Aceh (; [ʔaˈtɕɛh]); (Jawi : اچيه); Atjeh (Dutch); or Acheh is a special region of Indonesia. The territory is located at the northern end of Sumatra. Its capital is Banda Aceh. It is close to the Andaman and Nicobar Islands of India and separated from them by the Andaman Sea.
There are 10 indigenous ethnic groups in this region, the largest being the Acehnese people, accounting for approximately 80 to 90% of the region's population.
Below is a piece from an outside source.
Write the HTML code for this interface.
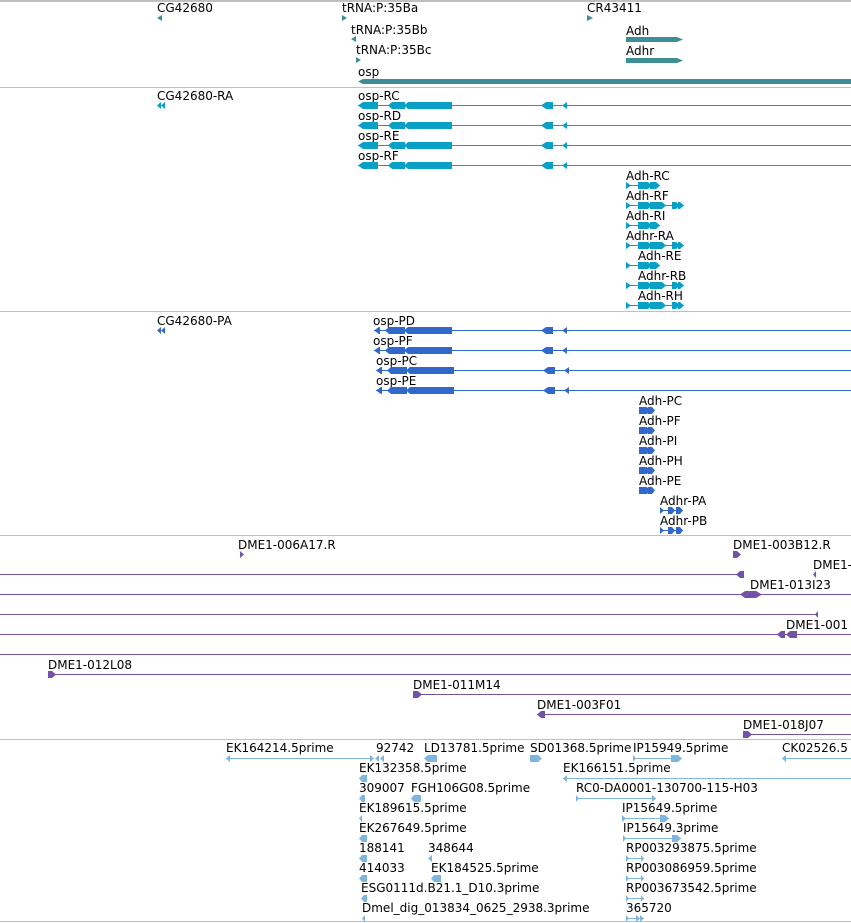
<!DOCTYPE html>
<html><head><meta charset="utf-8"><style>
html,body{margin:0;padding:0;background:#fff;width:851px;height:923px;overflow:hidden}
svg{display:block}
text{font-family:"DejaVu Sans","Liberation Sans",sans-serif;font-size:12px;fill:#000}
rect{shape-rendering:crispEdges}
</style></head><body>
<svg width="851" height="923" viewBox="0 0 851 923" xmlns="http://www.w3.org/2000/svg">
<defs>
<g id="ospR" fill="#0a9fc4">
<rect x="358" y="0" width="493" height="1"/>
<polygon points="358,0.5 363,-3 378,-3 378,4 363,4"/>
<polygon points="388,0.5 392,-3 405,-3 405,4 392,4"/>
<polygon points="404,0.5 408,-3 452,-3 452,4 408,4"/>
<polygon points="541,0.5 546,-3 553,-3 553,4 546,4"/>
<polygon points="562,0.5 567,-3 567,4"/>
</g>
<g id="ospP" fill="#3168cc">
<rect x="374" y="0" width="477" height="1"/>
<polygon points="374,0.5 379,-3 380,-3 380,4 379,4"/>
<polygon points="385,0.5 389,-3 405,-3 405,4 389,4"/>
<polygon points="404,0.5 408,-3 452,-3 452,4 408,4"/>
<polygon points="541,0.5 546,-3 553,-3 553,4 546,4"/>
<polygon points="562,0.5 567,-3 567,4"/>
</g>
<g id="adhS" fill="#0a9fc4">
<rect x="0" y="0" width="34" height="1"/>
<polygon points="0,-3 5,0.5 0,4"/><polygon points="12,-3 22,-3 26,0.5 22,4 12,4"/><polygon points="24,-3 30,-3 34,0.5 30,4 24,4"/>
</g>
<g id="adhL" fill="#0a9fc4">
<rect x="0" y="0" width="58" height="1"/>
<polygon points="0,-3 5,0.5 0,4"/><polygon points="12,-3 22,-3 26,0.5 22,4 12,4"/><polygon points="24,-3 36,-3 40,0.5 36,4 24,4"/><polygon points="46,-3 50,-3 54,0.5 50,4 46,4"/><polygon points="52,-3 54,-3 58,0.5 54,4 52,4"/>
</g>
<g id="adhP" fill="#3168cc">
<polygon points="0,-3 8,-3 11,0.5 8,4 0,4"/><polygon points="9,-3 13,-3 16,0.5 13,4 9,4"/>
</g>
<g id="adhrP" fill="#3168cc">
<rect x="0" y="0" width="23" height="1"/>
<polygon points="0,-3 4,0.5 0,4"/><polygon points="8,-3 12,-3 15,0.5 12,4 8,4"/><polygon points="16,-3 20,-3 23,0.5 20,4 16,4"/>
</g>
</defs>

<g fill="#c0c0c0">
<rect x="0" y="0" width="851" height="2"/>
<rect x="0" y="87" width="851" height="1"/>
<rect x="0" y="311" width="851" height="1"/>
<rect x="0" y="535" width="851" height="1"/>
<rect x="0" y="739" width="851" height="1"/>
<rect x="0" y="921" width="851" height="1"/>
</g>

<text x="157" y="12">CG42680</text>
<polygon points="157,18 162,15 162,21" fill="#3d8f95"/>
<text x="342" y="12">tRNA:P:35Ba</text>
<polygon points="342,15 347,18 342,21" fill="#3d8f95"/>
<text x="587" y="12">CR43411</text>
<polygon points="587,15 593,18 587,21" fill="#3d8f95"/>
<text x="351" y="34">tRNA:P:35Bb</text>
<polygon points="351,39 356,36 356,42" fill="#3d8f95"/>
<text x="356" y="54">tRNA:P:35Bc</text>
<polygon points="356,57 361,60 356,63" fill="#3d8f95"/>
<text x="626" y="35">Adh</text>
<polygon points="626,37 677,37 683,39.5 677,42 626,42" fill="#3d8f95"/>
<text x="626" y="55">Adhr</text>
<polygon points="626,58 677,58 683,60.5 677,63 626,63" fill="#3d8f95"/>
<text x="358" y="76">osp</text>
<polygon points="358,81.5 363,79 851,79 851,84 363,84" fill="#3d8f95"/>

<text x="157" y="100">CG42680-RA</text>
<polygon points="157,105.5 161,102 161,109" fill="#0a9fc4"/><polygon points="161,105.5 165,102 165,109" fill="#0a9fc4"/>
<text x="358" y="100">osp-RC</text><use href="#ospR" transform="translate(0,105)"/>
<text x="358" y="120">osp-RD</text><use href="#ospR" transform="translate(0,125)"/>
<text x="358" y="140">osp-RE</text><use href="#ospR" transform="translate(0,145)"/>
<text x="358" y="160">osp-RF</text><use href="#ospR" transform="translate(0,165)"/>
<text x="626" y="180">Adh-RC</text><use href="#adhS" transform="translate(626,185)"/>
<text x="626" y="200">Adh-RF</text><use href="#adhL" transform="translate(626,205)"/>
<text x="626" y="220">Adh-RI</text><use href="#adhS" transform="translate(626,225)"/>
<text x="626" y="240">Adhr-RA</text><use href="#adhL" transform="translate(626,245)"/>
<text x="638" y="260">Adh-RE</text><use href="#adhS" transform="translate(626,265)"/>
<text x="638" y="280">Adhr-RB</text><use href="#adhL" transform="translate(626,285)"/>
<text x="638" y="300">Adh-RH</text><use href="#adhL" transform="translate(626,305)"/>

<text x="157" y="325">CG42680-PA</text>
<polygon points="157,330.5 161,327 161,334" fill="#3168cc"/><polygon points="161,330.5 165,327 165,334" fill="#3168cc"/>
<text x="373" y="325">osp-PD</text><use href="#ospP" transform="translate(0,330)"/>
<text x="373" y="345">osp-PF</text><use href="#ospP" transform="translate(0,350)"/>
<text x="376" y="365">osp-PC</text><use href="#ospP" transform="translate(2,370)"/>
<text x="376" y="385">osp-PE</text><use href="#ospP" transform="translate(2,390)"/>
<text x="639" y="405">Adh-PC</text><use href="#adhP" transform="translate(639,410)"/>
<text x="639" y="425">Adh-PF</text><use href="#adhP" transform="translate(639,430)"/>
<text x="639" y="445">Adh-PI</text><use href="#adhP" transform="translate(639,450)"/>
<text x="639" y="465">Adh-PH</text><use href="#adhP" transform="translate(639,470)"/>
<text x="639" y="485">Adh-PE</text><use href="#adhP" transform="translate(639,490)"/>
<text x="660" y="505">Adhr-PA</text><use href="#adhrP" transform="translate(660,510)"/>
<text x="660" y="525">Adhr-PB</text><use href="#adhrP" transform="translate(660,530)"/>

<g fill="#7353a8">
<polygon points="240,551 244,554.5 240,558"/>
<polygon points="733,551 737,551 741,554.5 737,558 733,558"/>
<rect x="0" y="574" width="740" height="1"/>
<polygon points="736,574.5 740,571 744,571 744,578 740,578"/>
<polygon points="813,574.5 816,571 816,578"/>
<rect x="0" y="594" width="851" height="1"/>
<polygon points="740,594.5 745,591 756,591 762,594.5 756,598 745,598"/>
<rect x="0" y="614" width="818" height="1"/>
<polygon points="815,614.5 818,611 818,618"/>
<rect x="0" y="634" width="851" height="1"/>
<polygon points="777,634.5 781,631 785,631 785,638 781,638"/><polygon points="786,634.5 790,631 797,631 797,638 790,638"/>
<rect x="0" y="654" width="851" height="1"/>
<rect x="48" y="674" width="803" height="1"/>
<polygon points="48,671 52,671 56,674.5 52,678 48,678"/>
<rect x="413" y="694" width="438" height="1"/>
<polygon points="413,691 418,691 422,694.5 418,698 413,698"/>
<rect x="537" y="714" width="314" height="1"/>
<polygon points="537,714.5 541,711 545,711 545,718 541,718"/>
<rect x="743" y="734" width="108" height="1"/>
<polygon points="743,731 748,731 752,734.5 748,738 743,738"/>
</g>
<text x="238" y="549">DME1-006A17.R</text>
<text x="733" y="549">DME1-003B12.R</text>
<text x="813" y="569">DME1-</text>
<text x="750" y="589">DME1-013I23</text>
<text x="786" y="629">DME1-001</text>
<text x="48" y="669">DME1-012L08</text>
<text x="413" y="689">DME1-011M14</text>
<text x="537" y="709">DME1-003F01</text>
<text x="743" y="729">DME1-018J07</text>

<g fill="#7fb6df">
<rect x="226" y="758" width="148" height="1"/><polygon points="226,758.5 230,755 230,762"/><polygon points="370,755 374,758.5 370,762"/>
<polygon points="375,758.5 379,755 379,762"/><polygon points="380,758.5 384,755 384,762"/>
<polygon points="424,758.5 428,755 437,755 437,762 428,762"/>
<polygon points="530,755 538,755 542,758.5 538,762 530,762"/>
<rect x="633" y="758" width="49" height="1"/><polygon points="633,755 636,758.5 633,762"/><polygon points="671,755 678,755 682,758.5 678,762 671,762"/>
<rect x="782" y="758" width="69" height="1"/><polygon points="782,758.5 786,755 786,762"/>
<polygon points="359,778.5 362,775 367,775 367,782 362,782"/>
<rect x="563" y="778" width="288" height="1"/><polygon points="563,778.5 567,775 567,782"/>
<polygon points="359,798.5 362,795 365,795 365,802 362,802"/>
<polygon points="411,798.5 414,795 421,795 421,802 414,802"/>
<rect x="576" y="798" width="80" height="1"/><polygon points="576,795 579,798.5 576,802"/><polygon points="652,795 656,798.5 652,802"/>
<polygon points="359,818.5 362,815 362,822"/>
<rect x="622" y="818" width="47" height="1"/><polygon points="622,815 626,818.5 622,822"/><polygon points="660,815 665,815 669,818.5 665,822 660,822"/>
<polygon points="359,838.5 362,835 367,835 367,842 362,842"/>
<rect x="623" y="838" width="58" height="1"/><polygon points="623,835 626,838.5 623,842"/><polygon points="672,835 677,835 681,838.5 677,842 672,842"/>
<polygon points="359,858.5 362,855 367,855 367,862 362,862"/>
<polygon points="428,858.5 432,855 432,862"/>
<rect x="626" y="858" width="18" height="1"/><polygon points="626,855 629,858.5 626,862"/><polygon points="641,855 644,858.5 641,862"/>
<polygon points="359,878.5 362,875 367,875 367,882 362,882"/>
<polygon points="431,878.5 434,875 441,875 441,882 434,882"/>
<rect x="626" y="878" width="18" height="1"/><polygon points="626,875 629,878.5 626,882"/><polygon points="641,875 644,878.5 641,882"/>
<polygon points="361,898.5 364,895 367,895 367,902 364,902"/>
<rect x="626" y="898" width="18" height="1"/><polygon points="626,895 629,898.5 626,902"/><polygon points="641,895 644,898.5 641,902"/>
<polygon points="362,918.5 365,915 365,922"/>
<rect x="626" y="918" width="18" height="1"/><polygon points="626,915 629,918.5 626,922"/><polygon points="636,915 640,918.5 636,922"/><polygon points="640,915 644,918.5 640,922"/>
</g>
<text x="226" y="752">EK164214.5prime</text>
<text x="376" y="752">92742</text>
<text x="424" y="752">LD13781.5prime</text>
<text x="530" y="752">SD01368.5prime</text>
<text x="633" y="752">IP15949.5prime</text>
<text x="782" y="752">CK02526.5</text>
<text x="359" y="772">EK132358.5prime</text>
<text x="563" y="772">EK166151.5prime</text>
<text x="359" y="792">309007</text>
<text x="411" y="792">FGH106G08.5prime</text>
<text x="576" y="792">RC0-DA0001-130700-115-H03</text>
<text x="359" y="812">EK189615.5prime</text>
<text x="622" y="812">IP15649.5prime</text>
<text x="359" y="832">EK267649.5prime</text>
<text x="623" y="832">IP15649.3prime</text>
<text x="359" y="852">188141</text>
<text x="428" y="852">348644</text>
<text x="626" y="852">RP003293875.5prime</text>
<text x="359" y="872">414033</text>
<text x="431" y="872">EK184525.5prime</text>
<text x="626" y="872">RP003086959.5prime</text>
<text x="361" y="892">ESG0111d.B21.1_D10.3prime</text>
<text x="626" y="892">RP003673542.5prime</text>
<text x="362" y="912">Dmel_dig_013834_0625_2938.3prime</text>
<text x="626" y="912">365720</text>
</svg>
</body></html>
Aceh is thought to have been the place where the spread of Islam in Indonesia began, and was a key factor of the spread of Islam in Southeast Asia. Islam reached Aceh (Kingdoms of Fansur and Lamuri) around 1250 AD. In the early seventeenth century the Sultanate of Aceh was the most wealthy, powerful and cultivated state in the Malacca Straits region. Aceh has a history of political independence and resistance to control by outsiders, including the former Dutch colonists and the Indonesian government.
Aceh has substantial natural resources, including oil and natural gas; some estimates put Aceh gas reserves as being the largest in the world. Relative to most of Indonesia, it is a religiously conservative area. It has the highest proportion of Muslims in Indonesia, who mostly live according to Sharia customs and laws.